非极大抑制算法NMS
NMS的目的是,消除多余的框,只保留最佳预测框。原理在这里不详细讲啦,没有什么很多数学公式,列举一下大概步骤:
- 对所有预测框按置信度进行排序
- 找出分数最高的检测框Bmax
- 遍历其他框,计算当前与Bmax的重叠面积
- 如果重叠面积大于设定的阈值,则剔除
- 继续对未处理过的预测框进行排序
- 重复第1到5步…
搬了b站一大佬的代码,并写上了注释,有需要自取~
def nms(boxes, num_classes, conf_thres=0.5, nms_thres=0.4):
#boxes: 检测的boxes及scores,维度(batch_size, all_boxes, 4+1+num_classes)
#num_classes: 类别的数量
#conf_thres: 预测框的阈值, nms_thres: 极大值抑制的阈值
#取batch size
bs = np.shape(boxes)[0]
#将预测框(中心宽高)转成左上角右下角的形式
shape_boxes = np.zeros_like(boxes[:,:,:4])

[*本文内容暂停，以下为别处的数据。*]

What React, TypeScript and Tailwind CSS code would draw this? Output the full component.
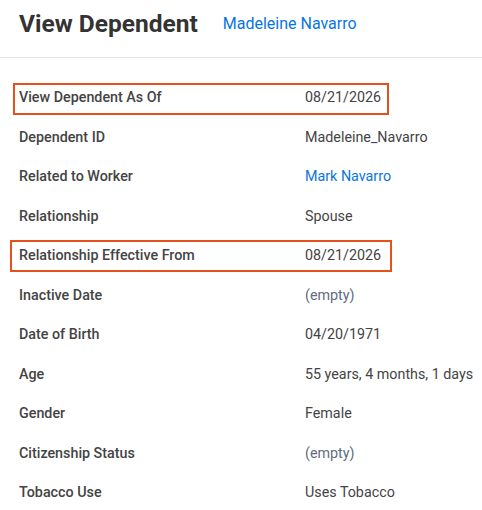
const rows: { label: string; value: string; kind?: "link" | "empty"; box?: "a" | "b" }[] = [
  { label: "View Dependent As Of", value: "08/21/2026", box: "a" },
  { label: "Dependent ID", value: "Madeleine_Navarro" },
  { label: "Related to Worker", value: "Mark Navarro", kind: "link" },
  { label: "Relationship", value: "Spouse" },
  { label: "Relationship Effective From", value: "08/21/2026", box: "b" },
  { label: "Inactive Date", value: "(empty)", kind: "empty" },
  { label: "Date of Birth", value: "04/20/1971" },
  { label: "Age", value: "55 years, 4 months, 1 days" },
  { label: "Gender", value: "Female" },
  { label: "Citizenship Status", value: "(empty)", kind: "empty" },
  { label: "Tobacco Use", value: "Uses Tobacco" },
];

export default function App() {
  return (
    <div className="h-[510px] w-[482px] overflow-hidden bg-white font-['Roboto',sans-serif]">
      <header className="flex h-[58px] items-center gap-[25px] border-b border-[#e3e3e3] pb-[9px] pl-[19px]">
        <h1 className="text-[24.5px] font-bold leading-none text-[#333333]">View Dependent</h1>
        <a className="text-[16px] leading-none text-[#0875e1]">Madeleine Navarro</a>
      </header>

      <div className="pt-[20px]">
        {rows.map((row) => (
          <div key={row.label} className="relative flex h-[39.5px] items-center text-[14.3px]">
            {row.box === "a" ? (
              <div className="absolute left-[13px] top-[5px] h-[32px] w-[376px] border-2 border-[#e5501b]" />
            ) : null}
            {row.box === "b" ? (
              <div className="absolute left-[10px] top-[4px] h-[32px] w-[382px] border-2 border-[#e5501b]" />
            ) : null}
            <span className="w-[305px] shrink-0 pl-[19px] font-medium text-[#444444]">{row.label}</span>
            <span
              className={
                row.kind === "link"
                  ? "whitespace-nowrap text-[#0875e1]"
                  : row.kind === "empty"
                    ? "whitespace-nowrap text-[#5f6b7f]"
                    : "whitespace-nowrap text-[#444444]"
              }
            >
              {row.value}
            </span>
          </div>
        ))}
      </div>
    </div>
  );
}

shape_boxes[:,:,0] = boxes[:,:,0] - boxes[:,:,2]/2
shape_boxes[:,:,1] = boxes[:,:,1] - boxes[:,:,3]/2
shape_boxes[:,:,2] = boxes[:,:,0] + boxes[:,:,2]/2
shape_boxes[:,:,3] = boxes[:,:,1] + boxes[:,:,3]/2
boxes[:,:,:4] = shape_boxes
output = []
#遍历每一个boxes
for i in range(bs):
# prediction shape (num_boxes, 4+1+num_classes)
prediction = boxes[i]
#获取存在物体的概率
score = prediction[:, 4]
#利用mask筛选出一张图像里面置信度大于设定值的预测框
mask = score > conf_thres
detection = prediction[mask]
#找到这些预测框属于什么种类
#取prediction (num_boxes, 4+1+num_classes)最后一个值
# 对其求max,找出属于某种类的概率
class_conf = np.expand_dims(np.max(detections[:, 5:], axis=-1), axis=-1)
#对其求argmax,找出属于哪个种类
class_pred = np.expand_dims(np.argmax(detections[:, 5:], axis=-1), axis=-1)
#堆叠,得到的维度(num_boxes, 4+1+2) : 2代表所属类别的置信度和种类
detections = np.concatenate([detections[:, :5], class_conf, class_pred], axis=-1)
#对种类进行一个去重的操作
unique_class = np.unique(detection[:, -1])
if(len(unique_class)==0):
continue
#存放nms的结果
best_box = []
#遍历每个类别
for c in unique_class:
# 获取该类别的预测框
cls_mask = detections[:, -1] == c
detection = detections[cls_mask]
#对得分进行从大到小排序
scores = detection[:, 4]
arg_sort = np.argsort(scores)[::-1] #[::-1]取反,从大到小排序
detection = detection[arg_sort]
#
while len(detection) != 0:
#首先取出最大的框,保存到结果里
best_box.append(detection[0])
if len(detection)==1:
break
#计算最大框和其他框的重合程度,重合程度大的剔除
ious = IoU(best_box[-1], detection[1:])
detection = detection[1:][ious<nms_thres]
output.append(best_box)
return np.array(output)
def IoU(b1, b2):
#计算两个框的重合程度
b1_x1, b1_y1, b1_x2, b1_y2 = b1[0], b1[1], b1[2], b1[3]
b2_x1, b2_y1, b2_x2, b2_y2 = b2[:, 0], b2[:, 1], b2[:, 2], b2[:, 3]
#求交集
inter_rect_x1 = np.maximum(b1_x1, b2_x1)
inter_rect_y1 = np.maximum(b1_y1, b2_y1)
inter_rect_x2 = np.maximum(b1_x2, b2_x2)
inter_rect_y2 = np.maximum(b1_y2, b2_y2)
inter_area = np.maximum(inter_rect_x2 - inter_rect_x1, 0) * \
np.maximum(inter_rect_y2 - inter_rect_y1, 0)
#求并集
area_b1 = (b1_x2 - b1_x1) * (b1_y2 - b1_y1)
area_b2 = (b2_x2 - b2_x1) * (b2_y2 - b2_y1)
#求iou值
iou = inter_area / np.maximum(area_b1 + area_b2 - inter_area, 1e-6)
return iou